• _REQUIREMENT_: Find each line holding "styles" and copy it out.

• _SUPPLIED MATERIAL_:

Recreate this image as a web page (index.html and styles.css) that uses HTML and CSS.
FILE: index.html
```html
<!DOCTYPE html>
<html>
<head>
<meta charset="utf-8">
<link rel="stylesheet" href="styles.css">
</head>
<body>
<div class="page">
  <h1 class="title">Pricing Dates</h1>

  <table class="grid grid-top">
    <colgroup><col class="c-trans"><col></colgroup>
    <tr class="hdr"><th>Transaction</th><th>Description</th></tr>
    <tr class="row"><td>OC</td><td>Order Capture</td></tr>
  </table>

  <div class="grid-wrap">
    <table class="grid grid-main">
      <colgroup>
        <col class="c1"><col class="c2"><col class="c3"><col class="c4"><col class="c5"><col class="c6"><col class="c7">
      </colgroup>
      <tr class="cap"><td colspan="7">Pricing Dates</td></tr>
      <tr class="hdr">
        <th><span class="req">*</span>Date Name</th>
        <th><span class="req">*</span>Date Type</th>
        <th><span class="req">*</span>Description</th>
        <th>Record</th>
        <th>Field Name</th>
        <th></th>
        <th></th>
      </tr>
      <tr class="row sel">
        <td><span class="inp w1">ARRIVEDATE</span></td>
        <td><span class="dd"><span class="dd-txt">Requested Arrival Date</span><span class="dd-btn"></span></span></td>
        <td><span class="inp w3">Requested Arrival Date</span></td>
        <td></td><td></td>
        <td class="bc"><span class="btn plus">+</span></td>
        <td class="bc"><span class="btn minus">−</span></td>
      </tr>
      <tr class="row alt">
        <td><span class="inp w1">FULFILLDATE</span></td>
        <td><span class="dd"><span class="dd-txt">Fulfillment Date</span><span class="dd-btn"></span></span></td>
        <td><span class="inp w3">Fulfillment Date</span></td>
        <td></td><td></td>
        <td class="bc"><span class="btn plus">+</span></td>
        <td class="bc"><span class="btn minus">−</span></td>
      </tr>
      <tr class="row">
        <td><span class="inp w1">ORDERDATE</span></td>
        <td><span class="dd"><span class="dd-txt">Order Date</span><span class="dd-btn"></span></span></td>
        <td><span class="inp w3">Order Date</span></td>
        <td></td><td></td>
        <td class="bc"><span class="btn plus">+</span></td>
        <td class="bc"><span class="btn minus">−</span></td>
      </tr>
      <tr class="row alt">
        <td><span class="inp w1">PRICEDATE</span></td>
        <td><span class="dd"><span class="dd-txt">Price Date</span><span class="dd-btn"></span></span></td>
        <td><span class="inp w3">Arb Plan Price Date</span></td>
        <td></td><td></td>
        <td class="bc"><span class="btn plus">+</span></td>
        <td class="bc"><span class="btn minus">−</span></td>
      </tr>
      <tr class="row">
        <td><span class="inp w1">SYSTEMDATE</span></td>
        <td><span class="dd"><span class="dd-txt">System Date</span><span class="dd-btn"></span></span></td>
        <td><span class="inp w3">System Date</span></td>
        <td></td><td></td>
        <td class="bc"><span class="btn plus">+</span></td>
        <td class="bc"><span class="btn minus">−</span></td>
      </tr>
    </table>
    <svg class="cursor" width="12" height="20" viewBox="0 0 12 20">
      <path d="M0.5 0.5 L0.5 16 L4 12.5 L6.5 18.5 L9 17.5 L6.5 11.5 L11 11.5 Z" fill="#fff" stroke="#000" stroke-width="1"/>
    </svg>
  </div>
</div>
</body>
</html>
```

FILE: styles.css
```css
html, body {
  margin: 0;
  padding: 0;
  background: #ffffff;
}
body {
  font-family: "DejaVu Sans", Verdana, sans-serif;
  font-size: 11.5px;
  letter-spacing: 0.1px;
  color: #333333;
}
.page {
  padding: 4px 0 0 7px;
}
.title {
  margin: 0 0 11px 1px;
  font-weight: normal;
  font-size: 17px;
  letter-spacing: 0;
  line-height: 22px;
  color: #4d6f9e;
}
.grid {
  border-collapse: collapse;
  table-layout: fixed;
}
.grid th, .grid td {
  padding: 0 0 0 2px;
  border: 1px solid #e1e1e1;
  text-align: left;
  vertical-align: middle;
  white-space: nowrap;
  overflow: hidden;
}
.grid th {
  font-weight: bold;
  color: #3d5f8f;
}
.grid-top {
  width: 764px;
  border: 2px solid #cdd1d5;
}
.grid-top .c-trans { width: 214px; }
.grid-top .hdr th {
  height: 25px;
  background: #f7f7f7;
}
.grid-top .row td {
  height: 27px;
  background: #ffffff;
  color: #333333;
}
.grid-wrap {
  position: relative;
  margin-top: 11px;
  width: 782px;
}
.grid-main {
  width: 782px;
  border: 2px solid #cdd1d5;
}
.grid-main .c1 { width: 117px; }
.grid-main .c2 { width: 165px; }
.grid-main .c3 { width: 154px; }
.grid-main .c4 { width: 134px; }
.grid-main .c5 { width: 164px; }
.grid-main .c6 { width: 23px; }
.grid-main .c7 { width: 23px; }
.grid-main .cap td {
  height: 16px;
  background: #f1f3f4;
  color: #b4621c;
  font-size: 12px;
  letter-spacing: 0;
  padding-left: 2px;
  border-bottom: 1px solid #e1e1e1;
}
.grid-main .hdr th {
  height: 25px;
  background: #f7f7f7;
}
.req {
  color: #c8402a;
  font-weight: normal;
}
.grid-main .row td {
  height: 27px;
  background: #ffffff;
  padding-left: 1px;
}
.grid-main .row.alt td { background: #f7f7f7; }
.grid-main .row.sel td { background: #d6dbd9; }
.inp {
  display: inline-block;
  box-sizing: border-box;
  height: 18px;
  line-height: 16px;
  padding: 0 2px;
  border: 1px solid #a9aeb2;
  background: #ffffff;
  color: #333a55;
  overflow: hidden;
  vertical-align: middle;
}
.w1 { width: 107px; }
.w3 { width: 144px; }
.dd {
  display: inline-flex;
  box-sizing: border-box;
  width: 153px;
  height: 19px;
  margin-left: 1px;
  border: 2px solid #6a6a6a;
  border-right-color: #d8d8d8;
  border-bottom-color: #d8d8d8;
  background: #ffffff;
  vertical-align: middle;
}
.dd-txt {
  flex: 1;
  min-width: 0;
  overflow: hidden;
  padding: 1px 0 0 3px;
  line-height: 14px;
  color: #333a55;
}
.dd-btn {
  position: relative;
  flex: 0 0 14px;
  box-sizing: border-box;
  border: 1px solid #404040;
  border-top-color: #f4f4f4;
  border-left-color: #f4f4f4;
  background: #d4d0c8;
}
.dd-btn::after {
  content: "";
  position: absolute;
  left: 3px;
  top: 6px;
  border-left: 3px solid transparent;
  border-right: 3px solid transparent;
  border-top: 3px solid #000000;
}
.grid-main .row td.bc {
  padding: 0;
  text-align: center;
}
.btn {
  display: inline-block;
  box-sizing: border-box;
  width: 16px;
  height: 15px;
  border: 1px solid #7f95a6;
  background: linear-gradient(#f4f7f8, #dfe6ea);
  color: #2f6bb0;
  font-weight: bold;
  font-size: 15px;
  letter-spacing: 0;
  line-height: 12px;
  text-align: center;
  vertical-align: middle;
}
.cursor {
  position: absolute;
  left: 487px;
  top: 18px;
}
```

* * *

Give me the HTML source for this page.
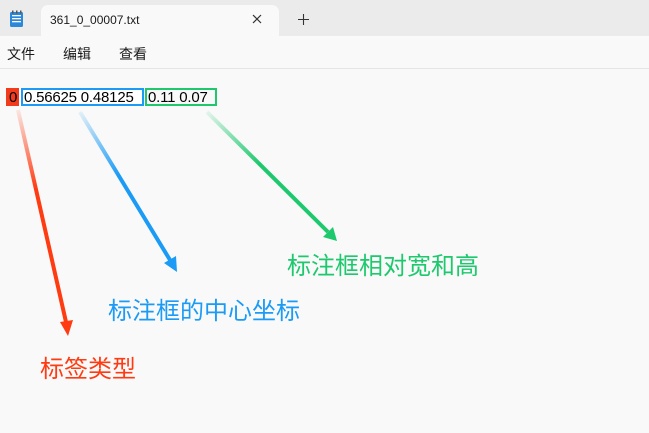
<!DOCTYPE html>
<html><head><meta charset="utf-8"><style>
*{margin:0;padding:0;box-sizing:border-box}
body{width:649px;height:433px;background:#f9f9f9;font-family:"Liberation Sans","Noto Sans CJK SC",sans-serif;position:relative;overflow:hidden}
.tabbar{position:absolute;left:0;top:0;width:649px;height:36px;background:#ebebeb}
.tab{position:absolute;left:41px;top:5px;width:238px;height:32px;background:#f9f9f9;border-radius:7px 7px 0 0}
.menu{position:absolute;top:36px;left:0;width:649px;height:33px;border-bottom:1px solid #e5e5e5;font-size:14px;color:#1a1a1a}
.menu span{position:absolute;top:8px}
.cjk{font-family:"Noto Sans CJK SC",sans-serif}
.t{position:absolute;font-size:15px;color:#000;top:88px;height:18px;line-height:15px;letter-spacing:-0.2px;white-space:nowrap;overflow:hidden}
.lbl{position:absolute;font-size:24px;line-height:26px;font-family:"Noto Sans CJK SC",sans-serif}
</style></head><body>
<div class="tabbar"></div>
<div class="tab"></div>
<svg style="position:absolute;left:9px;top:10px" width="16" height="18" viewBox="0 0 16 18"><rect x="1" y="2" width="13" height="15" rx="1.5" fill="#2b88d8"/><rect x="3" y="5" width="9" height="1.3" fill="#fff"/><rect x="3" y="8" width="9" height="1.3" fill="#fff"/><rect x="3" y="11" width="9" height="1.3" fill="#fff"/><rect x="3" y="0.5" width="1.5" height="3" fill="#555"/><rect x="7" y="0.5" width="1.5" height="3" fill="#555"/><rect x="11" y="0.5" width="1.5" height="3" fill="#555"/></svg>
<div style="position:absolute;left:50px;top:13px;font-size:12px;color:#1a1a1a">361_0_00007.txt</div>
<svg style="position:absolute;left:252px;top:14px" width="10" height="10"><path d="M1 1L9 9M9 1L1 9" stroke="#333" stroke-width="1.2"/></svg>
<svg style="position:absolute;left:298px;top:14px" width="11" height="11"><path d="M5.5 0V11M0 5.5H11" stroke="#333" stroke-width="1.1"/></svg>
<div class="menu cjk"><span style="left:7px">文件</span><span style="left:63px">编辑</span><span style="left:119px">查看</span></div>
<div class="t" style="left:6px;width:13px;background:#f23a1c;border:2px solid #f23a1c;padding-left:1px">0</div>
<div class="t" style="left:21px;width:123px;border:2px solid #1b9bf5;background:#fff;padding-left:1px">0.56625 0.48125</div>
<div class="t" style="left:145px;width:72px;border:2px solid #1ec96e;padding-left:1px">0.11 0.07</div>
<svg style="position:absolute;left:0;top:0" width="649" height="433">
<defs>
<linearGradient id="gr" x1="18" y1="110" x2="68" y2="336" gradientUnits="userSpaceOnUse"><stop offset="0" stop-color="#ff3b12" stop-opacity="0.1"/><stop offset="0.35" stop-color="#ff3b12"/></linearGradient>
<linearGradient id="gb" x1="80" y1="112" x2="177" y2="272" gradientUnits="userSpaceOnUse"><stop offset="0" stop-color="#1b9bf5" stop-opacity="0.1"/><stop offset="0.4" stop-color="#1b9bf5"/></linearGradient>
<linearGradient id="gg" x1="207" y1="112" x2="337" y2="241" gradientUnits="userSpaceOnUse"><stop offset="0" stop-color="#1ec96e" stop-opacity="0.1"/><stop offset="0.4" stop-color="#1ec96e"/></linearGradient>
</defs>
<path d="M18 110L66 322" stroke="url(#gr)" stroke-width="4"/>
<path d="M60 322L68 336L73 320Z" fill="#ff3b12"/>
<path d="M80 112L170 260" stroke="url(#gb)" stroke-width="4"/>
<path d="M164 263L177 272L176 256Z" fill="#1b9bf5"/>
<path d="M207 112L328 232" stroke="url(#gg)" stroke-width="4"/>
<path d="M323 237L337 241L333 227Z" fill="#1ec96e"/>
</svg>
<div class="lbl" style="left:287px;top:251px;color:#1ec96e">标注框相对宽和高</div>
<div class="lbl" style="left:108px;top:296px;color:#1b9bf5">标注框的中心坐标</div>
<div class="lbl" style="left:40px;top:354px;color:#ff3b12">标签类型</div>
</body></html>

• _WRITTEN REPLY_:
Recreate this image as a web page (index.html and styles.css) that uses HTML and CSS.
<link rel="stylesheet" href="styles.css">
FILE: styles.css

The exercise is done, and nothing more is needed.